While we may not even be able to explain our reasons, we each have situations in which we find other people to be untouchable. For me, there is usually something about a person that I fear, don’t understand, or can’t control that makes me discreetly put my hands behind my back. Apparent dirt and germs may trigger a “hands off” reaction, but sometimes I just stay away because a person is different.
Oh—and I can point out any number of things that make a person different! People who are not from the same place I am from are different, of course—whether they come from another country and speak a different language or from another part of town and I understand them just fine. Or they may be different because of their approach to life, of what they do or fail to do, of real or perceived injustices and slights that they don’t seem to regret and “should,” of the things they believe and value, of other people they associate with, of their hostility to me or in general, or of an overbearing or unreceptive personality that I cannot approach. The list is long and you only have so much time to read this. And in the same moment that I may proudly point to all the people I AM willing to touch, pat on the back, hold hands with, embrace loosely or hug closely, my behavior can also say that different people are just…untouchable.

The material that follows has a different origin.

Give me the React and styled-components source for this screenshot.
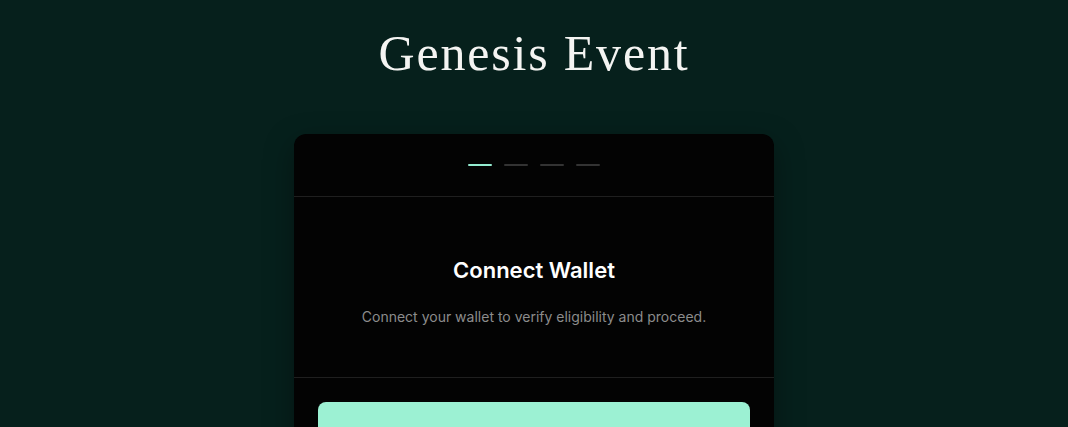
import React from "react";
import styled, { createGlobalStyle } from "styled-components";

const GlobalStyle = createGlobalStyle`
  body {
    margin: 0;
    background: #06201c;
    font-family: Inter, "Noto Sans", sans-serif;
  }
`;

const Page = styled.div`
  min-height: 100vh;
  display: flex;
  flex-direction: column;
  align-items: center;
  padding-top: 24px;
`;

const Title = styled.h1`
  margin: 0 0 52px;
  font-family: "Liberation Serif", "DejaVu Serif", serif;
  font-weight: 400;
  font-size: 50px;
  line-height: 58px;
  letter-spacing: 1.8px;
  color: #f4f4f2;
`;

const Card = styled.div`
  width: 480px;
  background: #030303;
  border-radius: 12px;
  box-shadow: 0 10px 30px rgba(0, 0, 0, 0.35);
  overflow: hidden;
`;

const Steps = styled.div`
  height: 62px;
  display: flex;
  justify-content: center;
  align-items: center;
  gap: 12px;
  border-bottom: 1px solid #1f1f1f;
`;

const Step = styled.span`
  width: 24px;
  height: 2px;
  border-radius: 1px;
  background: ${(p) => (p.$active ? "#94ecd0" : "#333333")};
`;

const Body = styled.div`
  padding: 58px 24px 50px;
  display: flex;
  flex-direction: column;
  align-items: center;
  gap: 22px;
  border-bottom: 1px solid #1f1f1f;
`;

const Heading = styled.h2`
  margin: 0;
  font-size: 22px;
  line-height: 30px;
  font-weight: 600;
  color: #ffffff;
`;

const Text = styled.p`
  margin: 0;
  font-size: 14px;
  line-height: 20px;
  color: #8c8c8c;
`;

const Footer = styled.div`
  padding: 24px;
`;

const Button = styled.button`
  width: 100%;
  height: 64px;
  border: none;
  border-radius: 8px;
  background: #9cf1d3;
  color: #04201a;
  font-family: Inter, sans-serif;
  font-size: 15px;
  font-weight: 600;
  cursor: pointer;
`;

export default function App() {
  return (
    <>
      <GlobalStyle />
      <Page>
        <Title>Genesis Event</Title>
        <Card>
          <Steps>
            <Step $active />
            <Step />
            <Step />
            <Step />
          </Steps>
          <Body>
            <Heading>Connect Wallet</Heading>
            <Text>Connect your wallet to verify eligibility and proceed.</Text>
          </Body>
          <Footer>
            <Button>Connect Wallet</Button>
          </Footer>
        </Card>
      </Page>
    </>
  );
}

Less than two weeks ago we celebrated Easter again, rejoicing in the glorious resurrection of our Savior, Jesus. Jesus is God but came as a man into a world full of rules about not touching unclean things or people and he touched them all—he touched the sick, the unwashed, the outcast and even the dead. He allowed others to touch him because they believed in his power to heal with his touch. He approached the unapproachable and laid his hands on them.
These were not hesitant, fingertip touches. Jesus essentially leaped into the cesspool of evil, disease and guilt that is the world we live in, and he stayed immersed in that filth to take hold of us and lift us all out by his own suffering and death. He actually became untouchable in our place, and thereby purchased for us the great gift of forgiveness. Easter means that before God Jesus has made us pure, clean, and touchable.
And in a seriously miraculous turn of events, Jesus’ death and resurrection mean that our eternal well being is locked up—untouchable by any force of evil—as we trust in Him, the living Savior. These forces that we encounter and give in to every day may win many battles, but Jesus has won the war.
My cousin Becky once related a story from her travels to Africa that has stayed with me for over a decade. Her work often took her to places where there was a clear contrast between her very light skin and the very dark skin of the local people. She especially enjoyed being among the children, who (as I recall) would surround her and were fascinated by her lightness. In one instance, a young girl reached out and took her hand. Becky described it as a simple and powerful action, which we might do well to emulate—“If someone’s different, hold their hand.”
This is what Jesus did. How “different”—how untouchable—I was. Yet He took hold not only of my hand, but of my very self. How different—how untouchable—others can seem, but the eternal touch of Jesus also brings a different perspective. His grace and forgiveness allow me to see beyond my fear of people and situations I can’t control.
Each day I am reminded that Jesus has work for me to do that means I sometimes touch—literally and figuratively—untouchable people. Each day I pray that by the power of His Spirit it will be my instinct to hold the hands and touch the lives of people who seem different—perhaps an instinct as familiar as reaching out to kiss the forehead of my children, or a baby in Vietnam.